These insights are shaping our collective thinking on innovation and the future payments regime, and they echo wider industry discussion across the UK payments landscape.
They’re also shaping our contribution to delivery of the National Payments Vision – building a payments ecosystem that is inclusive, competitive, and future-ready.
The National Payments Vision and Payments Vision Delivery Committee prioritise infrastructure that enables innovation, supports competitive overlay services like open banking, and ensures fair access.
As digital payments grow and there’s more demand for alternatives to cards, these insights will help ensure regulatory and infrastructure developments reflect what firms need to succeed.
Why innovation is important to us
Promoting the development of and innovation in payment systems – particularly the infrastructure that underpins them – is central to our purpose and a core statutory objective. We are the only UK financial regulator with innovation as a primary goal – and it is something we have consistently delivered on including through our close working with the FCA. Ahead of consolidation, we’re exploring new ways to strengthen this support.

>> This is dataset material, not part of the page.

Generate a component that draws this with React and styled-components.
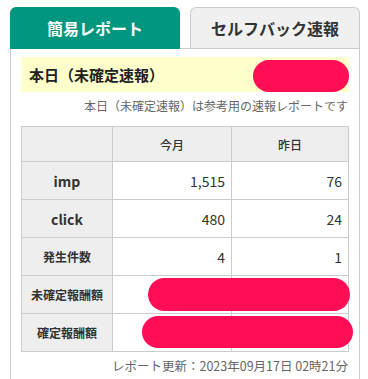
import React from "react";
import styled, { createGlobalStyle } from "styled-components";

const GlobalStyle = createGlobalStyle`
  body {
    margin: 0;
    background: #ffffff;
    font-family: "Noto Sans CJK JP", "Noto Sans", sans-serif;
    color: #333333;
  }
`;

export default function App() {
  // 表示用のデモデータ
  const rows = [
    { label: "imp", month: "1,515", yesterday: "76", labelSize: "14px" },
    { label: "click", month: "480", yesterday: "24", labelSize: "14px" },
    { label: "発生件数", month: "4", yesterday: "1" },
    { label: "未確定報酬額", month: "", yesterday: "", mask: { left: 35, width: 202, top: 2, height: 33 } },
    { label: "確定報酬額", month: "", yesterday: "", mask: { left: 29, width: 211, top: 2, height: 32 } },
  ];

  return (
    <Wrap>
      <GlobalStyle />
      {/* タブ */}
      <TabRow>
        <Tab active>簡易レポート</Tab>
        <Tab>セルフバック速報</Tab>
      </TabRow>
      <Panel>
        {/* 本日 */}
        <TodayBar>
          本日（未確定速報）
          <Mask style={{ right: 0, top: 3, width: 96, height: 32 }} />
        </TodayBar>
        <Note>本日（未確定速報）は参考用の速報レポートです</Note>
        {/* レポート表 */}
        <Table>
          <colgroup>
            <col width="91" />
            <col width="119" />
            <col width="117" />
          </colgroup>
          <thead>
            <tr>
              <HeadCell />
              <HeadCell>今月</HeadCell>
              <HeadCell>昨日</HeadCell>
            </tr>
          </thead>
          <tbody>
            {rows.map((row) => (
              <tr key={row.label}>
                <LabelCell size={row.labelSize}>{row.label}</LabelCell>
                <ValueCell>
                  {row.month}
                  {row.mask && (
                    <Mask
                      style={{
                        left: row.mask.left,
                        width: row.mask.width,
                        top: row.mask.top,
                        height: row.mask.height,
                      }}
                    />
                  )}
                </ValueCell>
                <ValueCell>{row.yesterday}</ValueCell>
              </tr>
            ))}
          </tbody>
        </Table>
        <Updated>レポート更新：2023年09月17日 02時21分</Updated>
      </Panel>
    </Wrap>
  );
}

const Wrap = styled.div`
  padding: 7px 8px 0 10px;
  width: 350px;
`;

const TabRow = styled.div`
  display: flex;
  gap: 10px;
`;

const Tab = styled.div`
  box-sizing: border-box;
  width: 170px;
  height: ${(props) => (props.active ? "42px" : "41px")};
  margin-bottom: ${(props) => (props.active ? "-1px" : "0")};
  position: relative;
  z-index: 1;
  display: flex;
  align-items: center;
  justify-content: center;
  border-radius: 6px 6px 0 0;
  font-size: 16px;
  font-weight: bold;
  background: ${(props) => (props.active ? "#00967f" : "#f0f0f0")};
  color: ${(props) => (props.active ? "#ffffff" : "#333333")};
  border: ${(props) => (props.active ? "none" : "1px solid #cccccc")};
  border-bottom: none;
`;

const Panel = styled.div`
  box-sizing: border-box;
  width: 350px;
  border: 1px solid #cccccc;
  padding: 8px 10px 12px;
`;

const TodayBar = styled.div`
  position: relative;
  height: 35px;
  display: flex;
  align-items: center;
  padding-left: 8px;
  background: #ffffcc;
  font-size: 15px;
  font-weight: bold;
  color: #222222;
`;

const Mask = styled.span`
  position: absolute;
  background: #ff0d55;
  border-radius: 17px;
`;

const Note = styled.div`
  text-align: right;
  font-size: 12px;
  line-height: 18px;
  color: #666666;
  padding: 5px 1px 0 0;
`;

const Table = styled.table`
  width: 328px;
  margin-top: 11px;
  border-collapse: collapse;
  table-layout: fixed;
  border: 1px solid #cccccc;
`;

const HeadCell = styled.th`
  height: 34px;
  padding: 0;
  background: #eeeeee;
  border: 1px solid #cccccc;
  font-size: 12px;
  font-weight: 500;
  color: #333333;
  text-align: center;
`;

const LabelCell = styled.th`
  height: 37px;
  padding: 0;
  background: #eeeeee;
  border: 1px solid #cccccc;
  font-size: ${(props) => props.size || "12px"};
  font-weight: bold;
  color: #333333;
  text-align: center;
`;

const ValueCell = styled.td`
  position: relative;
  height: 37px;
  padding: 0 6px 0 0;
  border: 1px solid #cccccc;
  font-size: 14px;
  color: #333333;
  text-align: right;
`;

const Updated = styled.div`
  text-align: right;
  font-size: 12.5px;
  line-height: 18px;
  color: #666666;
  padding: 5px 1px 0 0;
`;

Our focus on innovation remains crucial as we prepare to deliver the National Payments Vision and will be strengthened by our consolidation with the FCA. This is an exciting opportunity to leverage the FCA’s extensive innovation initiatives and drive even greater progress.
Our ambition is clear: create the right conditions for innovation to thrive. By doing so we enable firms to compete effectively, improve consumer choice and confidence and support a dynamic ecosystem that fuels sustainable economic growth.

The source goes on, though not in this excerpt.